Writing about Petr Písařík’s work and about the artist himself isn’t an easy task for me. The reasons for this aren’t what you think.
Maybe you’re saying to yourself, “He doesn’t know Pisi really, his paintings don’t interest him and why pay any attention to this painter anyway? There’s hundreds upon hundreds of them. And anyway, he doesn’t even know how to paint roses with a sunset. Or is it not so?”
When I came to the MXM Gallery on the 30th of August in 1995, I really didn’t know Pisi at all. I didn’t know the young bearded guy sitting on a couch in the office studying me through dark glasses was the artist whose exhibition I’d come to see. I had no idea that his saying “Don’t get mad sir, but you should really dress better” could have been meant seriously. And it didn’t occur to me that Armani doesn’t have to be an Italian football player and Kenzo isn’t necessarily the name of a thong. It was precisely these names and brands that were featured in all of the paintings being exhibited, as well as in the catalogue. In short, Pisi was right: I should have known Boss and Calvin Klein.

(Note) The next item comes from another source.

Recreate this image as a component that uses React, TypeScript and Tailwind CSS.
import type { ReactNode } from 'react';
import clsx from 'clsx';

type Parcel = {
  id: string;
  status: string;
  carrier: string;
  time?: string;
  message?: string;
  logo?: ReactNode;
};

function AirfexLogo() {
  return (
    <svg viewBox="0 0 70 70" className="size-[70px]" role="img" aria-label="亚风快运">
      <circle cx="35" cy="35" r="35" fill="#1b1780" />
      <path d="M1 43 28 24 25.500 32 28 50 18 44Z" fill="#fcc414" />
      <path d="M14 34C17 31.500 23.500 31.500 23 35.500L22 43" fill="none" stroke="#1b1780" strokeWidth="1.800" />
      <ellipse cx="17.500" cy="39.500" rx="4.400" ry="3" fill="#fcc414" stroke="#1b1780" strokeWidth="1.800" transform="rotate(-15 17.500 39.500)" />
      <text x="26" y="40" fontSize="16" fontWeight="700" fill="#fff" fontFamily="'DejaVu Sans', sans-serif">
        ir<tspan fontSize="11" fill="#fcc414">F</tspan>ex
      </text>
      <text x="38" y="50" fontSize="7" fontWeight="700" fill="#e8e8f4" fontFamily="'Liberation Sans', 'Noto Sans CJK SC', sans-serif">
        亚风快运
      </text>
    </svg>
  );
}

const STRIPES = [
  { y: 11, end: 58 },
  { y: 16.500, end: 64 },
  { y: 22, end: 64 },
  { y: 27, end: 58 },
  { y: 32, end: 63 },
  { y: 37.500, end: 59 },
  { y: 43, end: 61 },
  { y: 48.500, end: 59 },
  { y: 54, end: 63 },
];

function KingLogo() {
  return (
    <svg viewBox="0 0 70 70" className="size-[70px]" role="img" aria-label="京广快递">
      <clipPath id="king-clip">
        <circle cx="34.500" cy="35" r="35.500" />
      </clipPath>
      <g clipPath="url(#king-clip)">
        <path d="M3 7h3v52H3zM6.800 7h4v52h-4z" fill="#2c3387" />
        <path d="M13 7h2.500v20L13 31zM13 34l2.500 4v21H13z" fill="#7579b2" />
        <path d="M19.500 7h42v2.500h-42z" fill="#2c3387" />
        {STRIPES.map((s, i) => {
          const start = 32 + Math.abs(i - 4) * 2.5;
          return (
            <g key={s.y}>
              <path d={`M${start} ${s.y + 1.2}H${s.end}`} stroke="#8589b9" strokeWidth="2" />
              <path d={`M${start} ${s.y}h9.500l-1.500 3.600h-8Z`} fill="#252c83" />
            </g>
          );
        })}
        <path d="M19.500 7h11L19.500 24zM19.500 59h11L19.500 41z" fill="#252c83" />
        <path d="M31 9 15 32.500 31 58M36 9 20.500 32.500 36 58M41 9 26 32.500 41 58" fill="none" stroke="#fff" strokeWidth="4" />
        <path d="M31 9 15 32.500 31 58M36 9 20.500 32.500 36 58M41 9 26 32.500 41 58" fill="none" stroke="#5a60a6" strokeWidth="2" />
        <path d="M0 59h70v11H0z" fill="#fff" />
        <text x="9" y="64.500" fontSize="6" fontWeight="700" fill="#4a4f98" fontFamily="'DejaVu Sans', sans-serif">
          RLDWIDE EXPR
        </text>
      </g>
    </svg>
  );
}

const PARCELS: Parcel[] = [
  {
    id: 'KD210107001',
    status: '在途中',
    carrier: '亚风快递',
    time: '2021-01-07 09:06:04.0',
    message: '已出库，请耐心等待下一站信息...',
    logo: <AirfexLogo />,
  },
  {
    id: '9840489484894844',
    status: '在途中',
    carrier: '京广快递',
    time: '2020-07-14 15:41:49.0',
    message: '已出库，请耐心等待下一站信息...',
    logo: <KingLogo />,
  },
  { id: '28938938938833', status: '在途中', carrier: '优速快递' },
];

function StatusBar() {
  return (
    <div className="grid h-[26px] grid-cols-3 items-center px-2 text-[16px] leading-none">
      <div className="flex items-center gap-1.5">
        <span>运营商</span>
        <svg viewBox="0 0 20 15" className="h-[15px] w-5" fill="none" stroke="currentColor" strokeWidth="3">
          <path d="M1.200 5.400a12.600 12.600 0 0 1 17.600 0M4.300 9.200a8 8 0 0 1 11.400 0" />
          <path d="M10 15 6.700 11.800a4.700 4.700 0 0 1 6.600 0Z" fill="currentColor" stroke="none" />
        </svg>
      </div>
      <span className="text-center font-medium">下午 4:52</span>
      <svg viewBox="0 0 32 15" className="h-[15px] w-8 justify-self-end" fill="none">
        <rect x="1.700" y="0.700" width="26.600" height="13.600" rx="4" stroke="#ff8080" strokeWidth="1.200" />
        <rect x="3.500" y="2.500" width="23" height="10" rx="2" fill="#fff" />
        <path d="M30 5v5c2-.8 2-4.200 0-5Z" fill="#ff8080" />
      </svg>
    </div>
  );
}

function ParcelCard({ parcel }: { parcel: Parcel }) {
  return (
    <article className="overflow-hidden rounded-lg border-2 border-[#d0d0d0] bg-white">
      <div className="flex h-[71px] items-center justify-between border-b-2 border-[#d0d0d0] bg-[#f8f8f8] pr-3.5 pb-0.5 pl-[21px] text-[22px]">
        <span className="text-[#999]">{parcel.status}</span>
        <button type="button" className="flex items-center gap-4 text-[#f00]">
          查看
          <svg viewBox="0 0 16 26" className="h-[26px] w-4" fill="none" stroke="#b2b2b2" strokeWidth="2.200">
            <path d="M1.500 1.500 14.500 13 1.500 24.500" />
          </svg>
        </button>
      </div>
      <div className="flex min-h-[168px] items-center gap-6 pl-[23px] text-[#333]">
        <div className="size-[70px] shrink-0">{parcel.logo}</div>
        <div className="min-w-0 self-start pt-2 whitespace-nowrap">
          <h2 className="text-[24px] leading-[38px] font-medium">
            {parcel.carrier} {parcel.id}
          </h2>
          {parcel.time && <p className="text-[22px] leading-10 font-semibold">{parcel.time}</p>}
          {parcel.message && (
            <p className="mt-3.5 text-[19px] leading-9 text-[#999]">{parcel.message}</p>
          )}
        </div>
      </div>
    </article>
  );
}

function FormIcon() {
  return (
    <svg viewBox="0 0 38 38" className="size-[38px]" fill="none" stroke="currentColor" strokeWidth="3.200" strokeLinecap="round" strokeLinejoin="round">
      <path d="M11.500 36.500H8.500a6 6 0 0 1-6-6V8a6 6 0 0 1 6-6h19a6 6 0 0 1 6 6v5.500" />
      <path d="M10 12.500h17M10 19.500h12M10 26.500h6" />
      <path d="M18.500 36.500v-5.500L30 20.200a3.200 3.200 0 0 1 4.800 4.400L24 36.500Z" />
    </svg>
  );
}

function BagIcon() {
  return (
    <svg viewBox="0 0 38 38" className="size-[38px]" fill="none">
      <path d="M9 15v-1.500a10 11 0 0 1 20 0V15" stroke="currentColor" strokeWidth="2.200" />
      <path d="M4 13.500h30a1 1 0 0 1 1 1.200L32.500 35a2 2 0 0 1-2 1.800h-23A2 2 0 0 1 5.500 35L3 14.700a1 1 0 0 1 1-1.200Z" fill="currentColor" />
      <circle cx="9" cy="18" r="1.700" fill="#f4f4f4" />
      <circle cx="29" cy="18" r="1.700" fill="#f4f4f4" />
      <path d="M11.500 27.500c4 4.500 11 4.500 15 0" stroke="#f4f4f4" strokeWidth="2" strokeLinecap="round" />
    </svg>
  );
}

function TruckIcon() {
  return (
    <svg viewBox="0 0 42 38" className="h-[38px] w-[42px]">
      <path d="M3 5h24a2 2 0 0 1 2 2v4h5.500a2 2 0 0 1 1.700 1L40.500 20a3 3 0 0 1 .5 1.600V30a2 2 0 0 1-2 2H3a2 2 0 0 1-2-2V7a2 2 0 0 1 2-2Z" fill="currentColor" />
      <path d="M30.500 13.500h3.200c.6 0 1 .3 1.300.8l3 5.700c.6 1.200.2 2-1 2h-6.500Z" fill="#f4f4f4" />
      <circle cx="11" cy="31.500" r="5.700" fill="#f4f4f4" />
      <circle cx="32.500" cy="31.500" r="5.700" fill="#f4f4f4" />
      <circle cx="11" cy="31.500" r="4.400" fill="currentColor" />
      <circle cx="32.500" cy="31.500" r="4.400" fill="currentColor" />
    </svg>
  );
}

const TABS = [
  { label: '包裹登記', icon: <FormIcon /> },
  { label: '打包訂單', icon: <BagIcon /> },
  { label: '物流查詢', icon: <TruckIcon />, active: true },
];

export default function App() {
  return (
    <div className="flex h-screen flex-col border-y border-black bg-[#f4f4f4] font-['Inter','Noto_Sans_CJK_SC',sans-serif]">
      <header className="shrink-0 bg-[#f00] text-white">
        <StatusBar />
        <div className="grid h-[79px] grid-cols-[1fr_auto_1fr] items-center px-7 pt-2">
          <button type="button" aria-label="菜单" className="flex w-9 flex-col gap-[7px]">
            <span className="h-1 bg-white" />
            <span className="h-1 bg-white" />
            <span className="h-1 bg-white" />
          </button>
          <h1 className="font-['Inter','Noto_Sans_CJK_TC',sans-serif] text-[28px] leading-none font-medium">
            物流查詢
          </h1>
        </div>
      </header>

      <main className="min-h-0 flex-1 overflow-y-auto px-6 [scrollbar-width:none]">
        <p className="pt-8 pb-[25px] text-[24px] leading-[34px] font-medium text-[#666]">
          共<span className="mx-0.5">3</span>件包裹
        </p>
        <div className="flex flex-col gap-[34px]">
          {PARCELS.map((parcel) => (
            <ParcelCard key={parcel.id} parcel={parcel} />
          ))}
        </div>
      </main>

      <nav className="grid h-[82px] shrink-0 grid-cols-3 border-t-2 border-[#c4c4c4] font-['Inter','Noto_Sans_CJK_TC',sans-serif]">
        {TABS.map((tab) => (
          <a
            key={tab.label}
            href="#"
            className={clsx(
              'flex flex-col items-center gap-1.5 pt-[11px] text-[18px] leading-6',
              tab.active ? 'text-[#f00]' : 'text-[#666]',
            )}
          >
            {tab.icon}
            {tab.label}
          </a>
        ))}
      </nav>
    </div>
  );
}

After that I installed Pisi among friends. And before he moved to Prague, I visited him a few times in České Budějovice. These visits were truly worth it.

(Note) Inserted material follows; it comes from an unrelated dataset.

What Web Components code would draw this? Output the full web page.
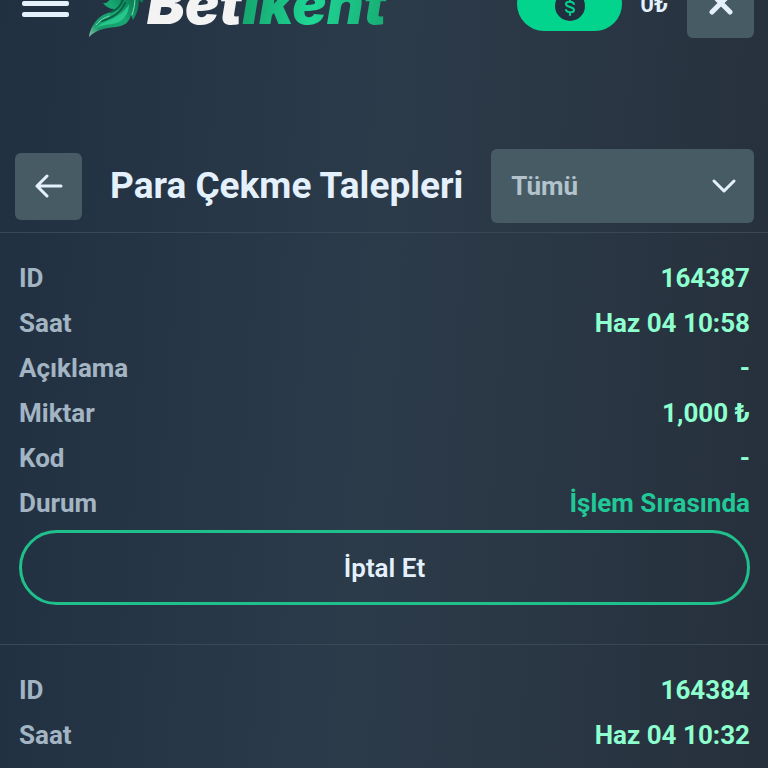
<!DOCTYPE html>
<html lang="tr">
<head>
  <meta charset="UTF-8">
  <meta name="viewport" content="width=device-width, initial-scale=1.0">
  <title>Betikent - Para Çekme Talepleri</title>
  <style>
    body {
      margin: 0;
      min-height: 100vh;
      overflow-x: hidden;
      font-family: Roboto, "Liberation Sans", sans-serif;
      font-size: 26px;
      color: #e4f1fd;
      background: linear-gradient(94deg, #213041 0%, #2c3b4a 48%, #293542 78%, #26303c 100%) fixed;
    }
  </style>
</head>
<body>
  <site-header balance="0₺"></site-header>
  <page-toolbar heading="Para Çekme Talepleri"></page-toolbar>
  <main>
    <request-card cancelable>
      <request-row label="ID">164387</request-row>
      <request-row label="Saat">Haz 04 10:58</request-row>
      <request-row label="Açıklama">-</request-row>
      <request-row label="Miktar">1,000 ₺</request-row>
      <request-row label="Kod">-</request-row>
      <request-row label="Durum" pending>İşlem Sırasında</request-row>
    </request-card>
    <request-card>
      <request-row label="ID">164384</request-row>
      <request-row label="Saat">Haz 04 10:32</request-row>
    </request-card>
  </main>

  <script>
    class BrandLogo extends HTMLElement {
      connectedCallback() {
        this.attachShadow({ mode: 'open' });
        this.shadowRoot.innerHTML = `
          <style>
            :host {
              display: block;
            }
            a {
              display: flex;
              align-items: center;
              color: #f3f3f3;
              text-decoration: none;
              font: italic 900 57px/60px Inter, "Liberation Sans", sans-serif;
            }
            svg {
              display: block;
              flex: none;
            }
            .accent {
              background: linear-gradient(100deg, #14a06a, #1fd795 50%, #17a972);
              background-clip: text;
              -webkit-background-clip: text;
              color: transparent;
            }
          </style>
          <a href="#" aria-label="Betikent">
            <svg width="58" height="66" viewBox="0 -30 58 66" aria-hidden="true">
              <defs>
                <linearGradient id="leaf" x1="0" y1="1" x2="1" y2="0">
                  <stop offset="0" stop-color="#8fc4ae"/>
                  <stop offset=".15" stop-color="#1a9a6a"/>
                  <stop offset=".45" stop-color="#17a873"/>
                  <stop offset=".7" stop-color="#0b7a52"/>
                  <stop offset="1" stop-color="#0a6c48"/>
                </linearGradient>
              </defs>
              <path fill="url(#leaf)" d="M0 36C1 28 5 21 11 16C15 13 19 12 22 11L25 8C21 8 17 6 14 2C20 3 24 -4 22 -14C36 -14 46 -22 54 -28C57 -14 57 -4 53 2L50 -1C50 6 48 13 44 19L42 14C40 22 35 25 27 26C15 27 7 29 0 36Z"/>
              <path fill="#27c68c" d="M6 28C14 18 31 20 40 3C40 14 33 22 23 23C15 24 10 25 6 28Z"/>
              <path fill="none" stroke="#076044" stroke-width="2" stroke-linecap="round" d="M13 20C23 17 32 12 36 2M22 11C28 9 32 5 34 -2"/>
              <path fill="none" stroke="#7ee3bd" stroke-width="1" stroke-linecap="round" d="M43 14C45 8 46 3 46 -4M7 24C11 19 15 17 20 15"/>
            </svg>
            <span>Bet<span class="accent">ikent</span></span>
          </a>
        `;
      }
    }

    class SiteHeader extends HTMLElement {
      connectedCallback() {
        this.attachShadow({ mode: 'open' });
        this.shadowRoot.innerHTML = `
          <style>
            /* header is partly scrolled off the top of the page */
            :host {
              display: block;
              margin-top: -30px;
            }
            header {
              display: flex;
              align-items: center;
              height: 68px;
              padding: 0 14px 0 22px;
            }
            button {
              display: flex;
              align-items: center;
              justify-content: center;
              padding: 0;
              border: 0;
              background: none;
              color: inherit;
              cursor: pointer;
            }
            svg {
              display: block;
            }
            brand-logo {
              margin-left: 20px;
            }
            .wallet {
              width: 105px;
              height: 54px;
              margin-left: auto;
              border-radius: 27px;
              background: #03d48d;
            }
            .balance {
              margin: 0 19px 0 18px;
              font-size: 24px;
              font-weight: 600;
            }
            .close {
              width: 67px;
              height: 67px;
              border-radius: 6px;
              background: #475b65;
            }
          </style>
          <header>
            <button type="button" aria-label="Menü">
              <svg width="47" height="29" viewBox="0 0 47 29" fill="#e4f1fd">
                <rect width="47" height="5" rx="2"/>
                <rect y="11" width="47" height="5" rx="2"/>
                <rect y="22" width="47" height="5" rx="2"/>
              </svg>
            </button>
            <brand-logo></brand-logo>
            <button class="wallet" type="button" aria-label="Para yatır">
              <svg width="30" height="34" viewBox="0 -3 30 34">
                <circle cx="15" cy="16" r="15" fill="#21303f"/>
                <path fill="none" stroke="#03d48d" stroke-width="2" stroke-linecap="round" d="M19 14C18 11 11 11 11 14C11 18 19 16 19 20C19 23 12 23 11 20M15 9V11M15 23V25"/>
              </svg>
            </button>
            <span class="balance">${this.getAttribute('balance')}</span>
            <button class="close" type="button" aria-label="Kapat">
              <svg width="24" height="24" viewBox="0 0 24 24" fill="none" stroke="#e4f1fd" stroke-width="5" stroke-linecap="round">
                <path d="M3 2L21 20M21 2L3 20"/>
              </svg>
            </button>
          </header>
        `;
      }
    }

    class PageToolbar extends HTMLElement {
      connectedCallback() {
        this.attachShadow({ mode: 'open' });
        this.shadowRoot.innerHTML = `
          <style>
            :host {
              display: block;
              margin-top: 111px;
            }
            .toolbar {
              display: flex;
              align-items: center;
              gap: 28px;
              padding: 0 14px 9px 15px;
            }
            .back {
              display: flex;
              align-items: center;
              justify-content: center;
              flex: none;
              width: 67px;
              height: 67px;
              padding: 0;
              border: 0;
              border-radius: 6px;
              background: #475b65;
              cursor: pointer;
            }
            h1 {
              margin: 0;
              font-size: 37px;
              font-weight: 700;
              line-height: 44px;
              white-space: nowrap;
            }
            .filter {
              display: grid;
              flex: 1;
              align-items: center;
            }
            .filter > * {
              grid-area: 1 / 1;
            }
            select {
              appearance: none;
              width: 100%;
              height: 74px;
              padding: 0 60px 0 20px;
              border: 0;
              border-radius: 6px;
              background: #475b65;
              color: #b2c3cc;
              font: 700 26px Roboto, "Liberation Sans", sans-serif;
            }
            .filter svg {
              justify-self: end;
              margin-right: 18px;
              pointer-events: none;
            }
          </style>
          <div class="toolbar">
            <button class="back" type="button" aria-label="Geri">
              <svg width="28" height="24" viewBox="0 0 28 24" fill="none" stroke="#e4f1fd" stroke-width="3" stroke-linecap="round" stroke-linejoin="round">
                <path d="M26 12H2M12 2L2 12L12 22"/>
              </svg>
            </button>
            <h1>${this.getAttribute('heading')}</h1>
            <div class="filter">
              <select aria-label="Durum filtresi">
                <option>Tümü</option>
              </select>
              <svg width="24" height="14" viewBox="0 0 24 14" fill="none" stroke="#e4f1fd" stroke-width="3" stroke-linecap="round" stroke-linejoin="round">
                <path d="M2 2L12 12L22 2"/>
              </svg>
            </div>
          </div>
        `;
      }
    }

    class RequestRow extends HTMLElement {
      connectedCallback() {
        this.attachShadow({ mode: 'open' });
        this.shadowRoot.innerHTML = `
          <style>
            :host {
              display: flex;
              justify-content: space-between;
              font-weight: 700;
              line-height: 45px;
            }
            .label {
              color: #a3b4c3;
            }
            .value {
              color: #8effce;
            }
            :host([pending]) .value {
              color: #20c997;
            }
          </style>
          <span class="label">${this.getAttribute('label')}</span>
          <span class="value"><slot></slot></span>
        `;
      }
    }

    class RequestCard extends HTMLElement {
      connectedCallback() {
        const button = this.hasAttribute('cancelable') ? '<button type="button">İptal Et</button>' : '';
        this.attachShadow({ mode: 'open' });
        this.shadowRoot.innerHTML = `
          <style>
            :host {
              display: block;
              padding: 23px 18px 39px 19px;
              border-top: 1px solid #394854;
            }
            button {
              display: block;
              width: 100%;
              height: 75px;
              margin-top: 4px;
              border: 3px solid #1fc08c;
              border-radius: 38px;
              background: none;
              color: inherit;
              font: 600 26px Roboto, "Liberation Sans", sans-serif;
              cursor: pointer;
            }
          </style>
          <slot></slot>
          ${button}
        `;
      }
    }

    customElements.define('brand-logo', BrandLogo);
    customElements.define('site-header', SiteHeader);
    customElements.define('page-toolbar', PageToolbar);
    customElements.define('request-row', RequestRow);
    customElements.define('request-card', RequestCard);
  </script>
</body>
</html>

Imagine that you’re walking along on the street and you meet someone you know. Nothing extraordinary, that’s for sure. But if on the same street you meet fifteen or twenty people you know, it’s not so ordinary any more. And imagine that beyond that street there’s another with fifteen, twenty more smiles coming at you. Then more and more, more shoutouts of “Hey Pisi!” And once you finally get to the square you’re seeing spots from all those greetings. How many people does Pisi know? And how many of them are his friends? It would seem that all of České Budějovice exists just to hide dozens of smiles and handshakes, all for Pisi.
And Pisi in Prague? That’s just magic that’s fully enchanting. It’s because Pisi is a person who knows how to enjoy himself. That is if he has the means for it at the time. I remember once before I got my paycheck we were counting change to see if we had enough for two beers. Then Pisi sold a painting and we had it made. As I was leaving his studio he just snapped his fingers and called his personal taxi driver. A white Mercedes and a chauffeur in gloves and a suit showed up and off I went, with Pisi paying for everything. Where did I go? Wherever I wanted...maybe to Mars. It was simply grand and top notch stuff. At bars he was even more generous. But that was just the week he sold a painting, then came another week and it was all over. The money ran out and we went back to what we had before: “Listen, do we even have enough for two beers?”
Pisi is mainly a painter, a visual artist and a wonderful one at that. He was a member of the art group Pondělí (Monday) and one of the most original creators of plastics arts and installations that I’ve ever met. The way he organizes his exhibitions and transforms them basically into a kind of Gesammtkunstwerk is pretty unique for our scene. His connection of paintings and plastics in an entirely composed installation in a creative space or gallery and how he understands the whole and details is the alpha and omega. Go through the exhibition and see for yourself.
For me, Pisi is, above all, a painter. A painter whose paintings I’ve been collecting for years, paintings I love. I love them all, from those Calvin Kleins and Bosses which, with their muted colours and certain sobriety of expression fall into the current trend of Czech abstraction, all the way through the lightened stylizations of bottles and mirrors to the completely abstract full surface compositions. Yet the expressive palette that Pisi brilliantly commands is in no way coming to an end.
When I started writing this chatter, I only knew the framework of the concept of this exhibition and really nothing about which paintings and plastics would be exhibited. This is due to the simple reason that they hadn’t been created yet. Last October Pisi had an important exhibition in the 1st Floor Gallery and so he had to create the paintings and some of the sculptures for the Václav Špály Gallery. The exhibition’s concept wasn’t all too clear either. If I exaggerate a little bit then one of the extreme solutions we had were to demolish the building where the Václav Špály Gallery is located and build a new one in which all of the floors were part of the gallery. Does this sound crazy to you? For me, not really all that much.
So why isn’t it easy for me to write about Pisi? Probably because I know him all too well and I like his paintings and plastics. And when you like something, you can very easily slip into a non-critical celebration of both the work and their author. Even if, in the case of Pisi, it’s a celebration that, in its own way, is true.